La carica dei porti turistici
Abbiamo 147mila posti barca, distribuiti lungo 7.435 chilometri di costa, ma non sono sufficienti. Solo nel biennio 2008-2009, in Italia sono stati inaugurati ben 30 nuovi porti (4 in Liguria, 6 in Sicilia), aumentando di circa 17mila unita i “parcheggi” per le imbarcazioni da diporto.

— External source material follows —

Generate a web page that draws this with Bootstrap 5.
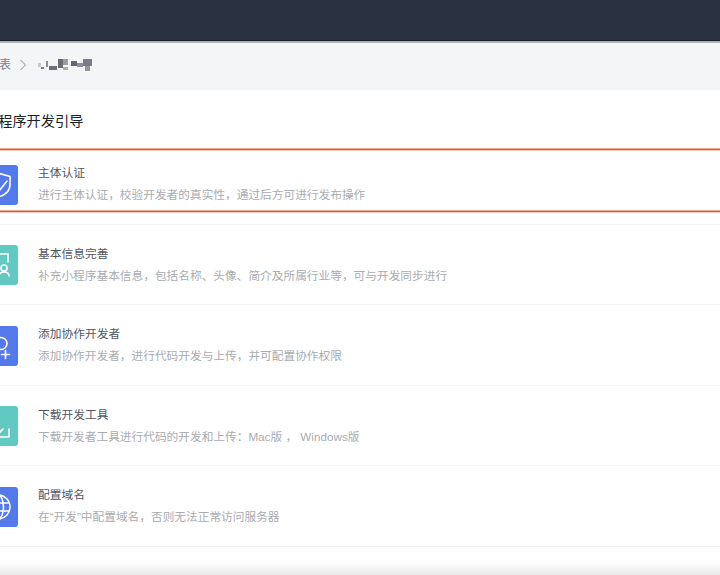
<!DOCTYPE html>
<html lang="zh">
<head>
    <title>小程序开发引导</title>
    <meta charset="UTF-8">
    <meta name="viewport" content="width=device-width, initial-scale=1">
    <link href="https://cdn.jsdelivr.net/npm/bootstrap@5.3.0/dist/css/bootstrap.min.css" rel="stylesheet">
    <script src="https://cdn.jsdelivr.net/npm/bootstrap@5.3.0/dist/js/bootstrap.bundle.min.js"></script>
    <style>
        html, body {
            height: 575px;
            overflow: hidden;
        }

        body {
            font-family: "Liberation Sans", "Noto Sans CJK SC", sans-serif;
            background: #fff;
            display: flex;
            flex-direction: column;
        }

        .top-bar {
            height: 43px;
            flex: none;
            background: #2a3241;
            border-bottom: 2px solid #aeb2b9;
            box-shadow: inset 0 -1px 0 #171c26;
        }

        .crumb-bar {
            height: 47px;
            flex: none;
            padding-bottom: 4px;
            background: #f4f5f7;
            font-size: 12px;
            color: #7c8087;
        }

        .crumb-first {
            margin-left: -1px;
        }

        .crumb-arrow {
            margin: 0 7px 0 8px;
        }

        .crumb-mask {
            margin-left: 3px;
        }

        .page-title {
            font-size: 14.2px;
            line-height: 20px;
            font-weight: 400;
            color: #1d2025;
            margin: 21px 0 0 -16px;
        }

        .guide-list {
            margin-top: 13px;
        }

        .guide-item {
            height: 80.5px;
            border-bottom: 1px solid #f1f2f3;
            padding-top: 20.5px;
        }

        .guide-icon {
            width: 40px;
            height: 40px;
            flex: none;
            margin-left: -22px;
            border-radius: 3px;
            color: #fff;
        }

        .icon-blue { background: #5379ea; }
        .icon-teal { background: #62c9c2; }

        .guide-text {
            margin: -0.5px 0 0 20px;
        }

        .guide-title {
            font-size: 11.75px;
            line-height: 17px;
            color: #52565d;
        }

        .guide-desc {
            font-size: 11.7px;
            line-height: 17px;
            margin-top: 5px;
            color: #a9acb0;
            white-space: nowrap;
        }

        .mark-line {
            left: 0;
            right: 0;
            height: 3px;
            background: #d9573a;
            border-top: 1px solid #f0a793;
            border-bottom: 1px solid #f6c9ba;
            background-clip: padding-box;
        }

        .mark-top { top: 148px; }
        .mark-bottom { top: 210px; }

        .page-foot {
            left: 0;
            right: 0;
            bottom: 0;
            height: 13px;
            background: linear-gradient(#fff, #e9e9e9);
        }
    </style>
</head>
<body class="position-relative">

<div class="top-bar"></div>

<div class="crumb-bar d-flex align-items-center">
    <span class="crumb-first">表</span>
    <svg class="crumb-arrow" width="8" height="12" viewBox="0 0 8 12" fill="none" stroke="#8a8e95" stroke-width="1">
        <path d="M1.500 1 6.500 6 1.500 11"/>
    </svg>
    <svg class="crumb-mask" width="58" height="14" viewBox="0 0 58 14">
        <defs>
            <filter id="mosaic" x="-10%" y="-20%" width="120%" height="140%"><feGaussianBlur stdDeviation="0.7"/></filter>
        </defs>
        <g filter="url(#mosaic)">
            <rect x="1" y="5" width="3" height="4" fill="#c9cad0"/>
            <rect x="4" y="9" width="3" height="2" fill="#77787f"/>
            <rect x="9" y="3" width="2" height="6" fill="#8f9097"/>
            <rect x="12" y="8" width="8" height="4" fill="#6e7079"/>
            <rect x="21" y="1" width="5" height="9" fill="#6a6a74"/>
            <rect x="26" y="1" width="5" height="6" fill="#9b99a3"/>
            <rect x="26" y="9" width="5" height="3" fill="#a9a9b0"/>
            <rect x="34" y="3" width="6" height="5" fill="#64667a"/>
            <rect x="40" y="5" width="6" height="4" fill="#8d8e9c"/>
            <rect x="46" y="1" width="9" height="7" fill="#7b7b88"/>
            <rect x="48" y="8" width="5" height="5" fill="#94949f"/>
        </g>
    </svg>
</div>

<h1 class="page-title">小程序开发引导</h1>

<div class="guide-list">
    <div class="guide-item d-flex">
        <div class="guide-icon icon-blue d-flex align-items-center justify-content-center">
            <svg width="28" height="28" viewBox="0 0 28 28" fill="none" stroke="currentColor" stroke-width="1.600" stroke-linejoin="round" stroke-linecap="round">
                <path d="M14 2 26 5.500V14c0 6-5 10.500-12 12C7 24.500 2 20 2 14V5.500z"/>
                <path d="M23 10 15 20"/>
            </svg>
        </div>
        <div class="guide-text">
            <div class="guide-title">主体认证</div>
            <div class="guide-desc">进行主体认证，校验开发者的真实性，通过后方可进行发布操作</div>
        </div>
    </div>
    <div class="guide-item d-flex">
        <div class="guide-icon icon-teal d-flex align-items-center justify-content-center">
            <svg width="28" height="28" viewBox="0 0 28 28" fill="none" stroke="currentColor" stroke-width="1.600" stroke-linecap="round">
                <path d="M3 26V3h21v8"/>
                <circle cx="20" cy="17" r="3"/>
                <path d="M15 25c0-3 2-4 5-4s5 1 5 4"/>
            </svg>
        </div>
        <div class="guide-text">
            <div class="guide-title">基本信息完善</div>
            <div class="guide-desc">补充小程序基本信息，包括名称、头像、简介及所属行业等，可与开发同步进行</div>
        </div>
    </div>
    <div class="guide-item d-flex">
        <div class="guide-icon icon-blue d-flex align-items-center justify-content-center">
            <svg width="28" height="28" viewBox="0 0 28 28" fill="none" stroke="currentColor" stroke-width="1.600" stroke-linecap="round">
                <circle cx="17" cy="11.500" r="6"/>
                <path d="M4 27c0-4 4-7 9-8.500"/>
                <path d="M21.500 18.500v8M17.500 22.500h8"/>
            </svg>
        </div>
        <div class="guide-text">
            <div class="guide-title">添加协作开发者</div>
            <div class="guide-desc">添加协作开发者，进行代码开发与上传，并可配置协作权限</div>
        </div>
    </div>
    <div class="guide-item d-flex">
        <div class="guide-icon icon-teal d-flex align-items-center justify-content-center">
            <svg width="28" height="28" viewBox="0 0 28 28" fill="none" stroke="currentColor" stroke-width="1.600" stroke-linecap="round" stroke-linejoin="round">
                <path d="M3 16v9h22v-8"/>
                <path d="M19 17 15 21l-4-3"/>
            </svg>
        </div>
        <div class="guide-text">
            <div class="guide-title">下载开发工具</div>
            <div class="guide-desc">下载开发者工具进行代码的开发和上传：Mac版 ， Windows版</div>
        </div>
    </div>
    <div class="guide-item d-flex">
        <div class="guide-icon icon-blue d-flex align-items-center justify-content-center">
            <svg width="28" height="28" viewBox="0 0 28 28" fill="none" stroke="currentColor" stroke-width="1.600">
                <circle cx="14" cy="14" r="12"/>
                <ellipse cx="14" cy="14" rx="5.500" ry="12"/>
                <path d="M3 10h22M3 18h22"/>
            </svg>
        </div>
        <div class="guide-text">
            <div class="guide-title">配置域名</div>
            <div class="guide-desc">在“开发”中配置域名，否则无法正常访问服务器</div>
        </div>
    </div>
</div>

<div class="mark-line mark-top position-absolute"></div>
<div class="mark-line mark-bottom position-absolute"></div>
<div class="page-foot position-absolute"></div>

</body>
</html>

“L’affare dei nuovi porti” non si ferma, neanche in Liguria, dove ormai c’è un ormeggio ogni cinque chilometri (62 su 349 chilometri di costa) e un posto barca ogni 50 residenti: il gruppo Cozzi Parodi, uno dei più attivi insieme all’Acqua marcia di Francesco Bellavista Caltagirone (vedi a p. 16), ha aperti i cantieri di Bordighera (Im) e Ventimiglia (Im) dopo aver realizzato “Marina degli Aregai” a Santo Stefano al Mare (Im). Caltagirone, invece, ha inaugurato a fine 2009 il porto di San Maurizio, a Imperia. “Bisogna fare più posti barca -ha spiegato Beatrice Cozzi Parodi al Corriere della Sera-. È cresciuta la richiesta di ormeggi per grandi imbarcazioni, ma ritengo si debba incentivare anche una nautica di medie dimensione, e per questo dobbiamo creare delle strutture”.

Grottammare senza porti
“La nostra è una città a misura d’uomo e quindi di turista”. Luigi Merli è sindaco di Grottammare (Ap), sull’Adriatico, per il movimento “Solidarietà e partecipazione”, che governa la cittadina dalla metà degli anni Novanta: “Allora abbiamo deciso che sulla costa non si costruisce. C’era un progetto, del 1986, per costruire un porto ‘megagalattico’, da 1.600 posti barca, poi ridotti a 600. E a servizio del porto avrebbero costruito 200-250mila metri cubi”. Anche senza porto (ci sono già, a pochi chilometri, quelli di San Benedetto del Tronto e Porto San Giorgio), “dal 1997 ad oggi abbiamo raddoppiato le presenza turistiche: non serve correr dietro all’idea di grandi edifici e grandi numeri -spiega Merli-. Non abbiamo voluto stravolgere il borgo marinaro trecentesco, conservando l’idea urbanistica del Piano regolatore del 1796. Lo aveva voluto il Papa”.